Their replacements, Shaked noted, will be "people who come for holidays who don't have kids that go to schools, concerts or movies and who do not buy clothes from local retailers."
Yet, within the boom, realtors have also observed other, different buying patterns among American consumers. While the high-rise developments appeal to the vacationers, the renovated homes in the older neighborhoods do also sell to younger couples planning to move to Israel permanently with their families in the near future.
"It becomes a trend," Isaac Levy postulated. "When you see that your neighbor bought an apartment in Jerusalem, you also want one."
It is anybody's guess as to why the American demand for property in Israel has suddenly surged. Realtors theorize that after the initial economic paralysis caused by 9/11, Americans not only see Israel as a viable place to live in the future. And young, mostly religious, Jews have the wealth and desire to own a little piece of the Promised Land.
Developers and contractors are eager to appeal to this demand. Not only are the bigger and more modern apartments a direct response to the American styles, but real estate agents are going so far as to open up branches in the United States.
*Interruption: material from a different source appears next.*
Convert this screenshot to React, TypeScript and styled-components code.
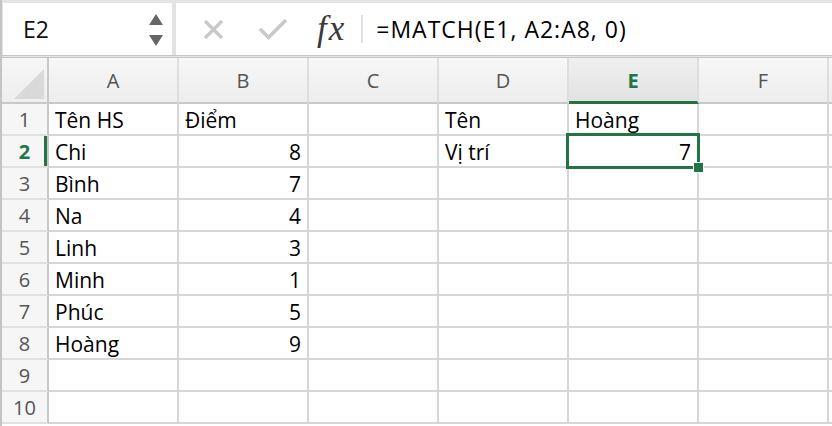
import React from "react";
import styled, { createGlobalStyle } from "styled-components";

const GREEN = "#227447";
const GRID = "#d6d6d6";
const FONT = `"Open Sans", "Noto Sans", sans-serif`;

const Global = createGlobalStyle`
  html, body { margin: 0; padding: 0; background: #ffffff; overflow: hidden; }
  body { font-family: ${FONT}; }
`;

const Page = styled.div`
  width: 832px;
  height: 426px;
  display: flex;
  flex-direction: column;
  border-left: 2px solid #c4c4c4;
  box-sizing: border-box;
  background: #fff;
`;

const Toolbar = styled.div`
  height: 58px;
  box-sizing: border-box;
  display: flex;
  padding: 3px 0 0 1px;
  background: #e4e4e4;
  border-bottom: 3px double #c6c6c6;
`;

const NameBox = styled.div`
  width: 169px;
  background: #fff;
  display: flex;
  align-items: center;
  justify-content: space-between;
  padding: 0 9px 0 20px;
  box-sizing: border-box;
  font-size: 23px;
  color: #111;
`;

const Spinner = styled.div`
  display: flex;
  flex-direction: column;
  gap: 10px;
  margin-top: 2px;
`;

const Divider = styled.div`
  width: 4px;
  background: #e2e2e2;
`;

const FormulaArea = styled.div`
  flex: 1;
  background: #fff;
  display: flex;
  align-items: center;
  padding-left: 26px;
`;

const IconSlot = styled.div<{ $w: number; $ml?: number }>`
  width: ${(p) => p.$w}px;
  margin-left: ${(p) => p.$ml ?? 0}px;
  display: flex;
  align-items: center;
  justify-content: center;
`;

const Fx = styled.span`
  font-family: "Liberation Serif", "DejaVu Serif", serif;
  font-style: italic;
  font-size: 35px;
  line-height: 1;
  color: #3a3a3a;
  margin-left: 29px;
  letter-spacing: 2px;
  margin-top: -2px;
`;

const Sep = styled.div`
  width: 2px;
  height: 28px;
  background: #e0e0e0;
  margin: 0 13px 0 15px;
`;

const Formula = styled.span`
  font-size: 23px;
  color: #000;
  letter-spacing: 1px;
`;

const Sheet = styled.div`
  display: grid;
  grid-template-columns: 47px repeat(6, 130px) 1fr;
  grid-template-rows: 46px repeat(10, 32px);
`;

const Corner = styled.div`
  background: linear-gradient(#f6f6f6, #eeeeee);
  border-right: 2px solid #c8c8c8;
  border-bottom: 2px solid #c8c8c8;
  display: flex;
  align-items: flex-end;
  justify-content: flex-end;
  padding: 0 3px 3px 0;
`;

const ColHead = styled.div<{ $active?: boolean }>`
  background: ${(p) => (p.$active ? "linear-gradient(#f0f0f0, #e2e2e2)" : "linear-gradient(#f7f7f7, #ededed)")};
  border-right: 2px solid #dedede;
  border-bottom: ${(p) => (p.$active ? `3px solid ${GREEN}` : "2px solid #c8c8c8")};
  display: flex;
  align-items: center;
  justify-content: center;
  font-size: 20px;
  font-weight: ${(p) => (p.$active ? 700 : 400)};
  color: ${(p) => (p.$active ? GREEN : "#555")};
  padding-top: ${(p) => (p.$active ? "2px" : "1px")};
`;

const RowHead = styled.div<{ $active?: boolean }>`
  background: #f6f6f6;
  border-right: 2px solid #c8c8c8;
  border-bottom: 2px solid #e0e0e0;
  display: flex;
  align-items: flex-end;
  justify-content: center;
  font-size: 20px;
  line-height: 28px;
  font-weight: ${(p) => (p.$active ? 700 : 400)};
  color: ${(p) => (p.$active ? GREEN : "#555")};
  box-shadow: ${(p) => (p.$active ? `inset -3px 0 0 ${GREEN}` : "none")};
`;

const Cell = styled.div<{ $num?: boolean; $top?: boolean }>`
  position: relative;
  z-index: ${(p) => (p.$top ? 2 : "auto")};
  border-right: 2px solid ${GRID};
  border-bottom: 2px solid ${GRID};
  display: flex;
  align-items: flex-end;
  justify-content: ${(p) => (p.$num ? "flex-end" : "flex-start")};
  padding: 0 6px 0 6px;
  font-size: 21px;
  line-height: 28px;
  color: #000;
  white-space: nowrap;
  min-width: 0;
`;

const Selection = styled.div`
  position: absolute;
  left: -3px;
  top: -3px;
  right: -3px;
  bottom: -3px;
  border: 3px solid ${GREEN};
  pointer-events: none;
`;

const Handle = styled.div`
  position: absolute;
  right: -7px;
  bottom: -7px;
  width: 9px;
  height: 9px;
  background: ${GREEN};
  border: 1px solid #fff;
`;

const cols = ["A", "B", "C", "D", "E", "F"];

type Row = (string | number | null)[];
const data: Row[] = [
  ["Tên HS", "Điểm", null, "Tên", "Hoàng", null],
  ["Chi", 8, null, "Vị trí", 7, null],
  ["Bình", 7, null, null, null, null],
  ["Na", 4, null, null, null, null],
  ["Linh", 3, null, null, null, null],
  ["Minh", 1, null, null, null, null],
  ["Phúc", 5, null, null, null, null],
  ["Hoàng", 9, null, null, null, null],
  [null, null, null, null, null, null],
  [null, null, null, null, null, null],
];

export default function App() {
  return (
    <>
      <Global />
      <Page>
        <Toolbar>
          <NameBox>
            <span>E2</span>
            <Spinner>
              <svg width="14" height="11" viewBox="0 0 14 11">
                <path d="M7 0 L14 11 L0 11 Z" fill="#666" />
              </svg>
              <svg width="14" height="11" viewBox="0 0 14 11">
                <path d="M0 0 L14 0 L7 11 Z" fill="#666" />
              </svg>
            </Spinner>
          </NameBox>
          <Divider />
          <FormulaArea>
            <IconSlot $w={22}>
              <svg width="21" height="19" viewBox="0 0 21 19">
                <path d="M2 1 L19 18 M19 1 L2 18" stroke="#c9c9c9" strokeWidth="3.4" fill="none" />
              </svg>
            </IconSlot>
            <IconSlot $w={30} $ml={34}>
              <svg width="30" height="23" viewBox="0 0 30 23">
                <path d="M2 11 L10.5 19.5 L28 2" stroke="#c9c9c9" strokeWidth="3.6" fill="none" />
              </svg>
            </IconSlot>
            <Fx>fx</Fx>
            <Sep />
            <Formula>=MATCH(E1, A2:A8, 0)</Formula>
          </FormulaArea>
        </Toolbar>
        <Sheet>
          <Corner>
            <svg width="30" height="30" viewBox="0 0 30 30">
              <path d="M30 0 L30 30 L0 30 Z" fill="#d9d9d9" />
            </svg>
          </Corner>
          {cols.map((c) => (
            <ColHead key={c} $active={c === "E"}>
              {c}
            </ColHead>
          ))}
          <ColHead />
          {data.map((row, r) => (
            <React.Fragment key={r}>
              <RowHead $active={r === 1}>{r + 1}</RowHead>
              {row.map((v, ci) => {
                const selected = r === 1 && ci === 4;
                return (
                  <Cell key={ci} $num={typeof v === "number"} $top={selected}>
                    {v}
                    {selected && (
                      <Selection>
                        <Handle />
                      </Selection>
                    )}
                  </Cell>
                );
              })}
              <Cell />
            </React.Fragment>
          ))}
        </Sheet>
      </Page>
    </>
  );
}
From a new office in Brooklyn, Levy has created a marketing package that matches American buyers with a team of experts including financial specialists and lawyers to facilitate the mortgage and contract processes, through architects and designers to ensure his clients receive their ideal apartments.
"We want to make the process more similar to buying an apartment in the States," he explained.
He is not the only one. One of the larger and more established agencies in Israel, Anglo-Saxon Real Estate Development, recently opened up a branch in Manhattan and saw inquiries for Jerusalem property double, accompanied by a 50% increase in sales, noted Loval.
A quick scan of the multiple realtors' Web sites shows many of them making a direct appeal to foreign investors, and Tepperberg easily attributes at least 70% of her business to Anglos purchasing from overseas.
Whether this market demand will last or what the real long-term consequences of such purchasing power will be on Jerusalem's make-up is hard to predict.
Jews have looked to Jerusalem for thousands of years, but the realities of the real estate market can be dictated by unforeseen events.
"Our golden rule is that you never really know," Tepperberg concluded.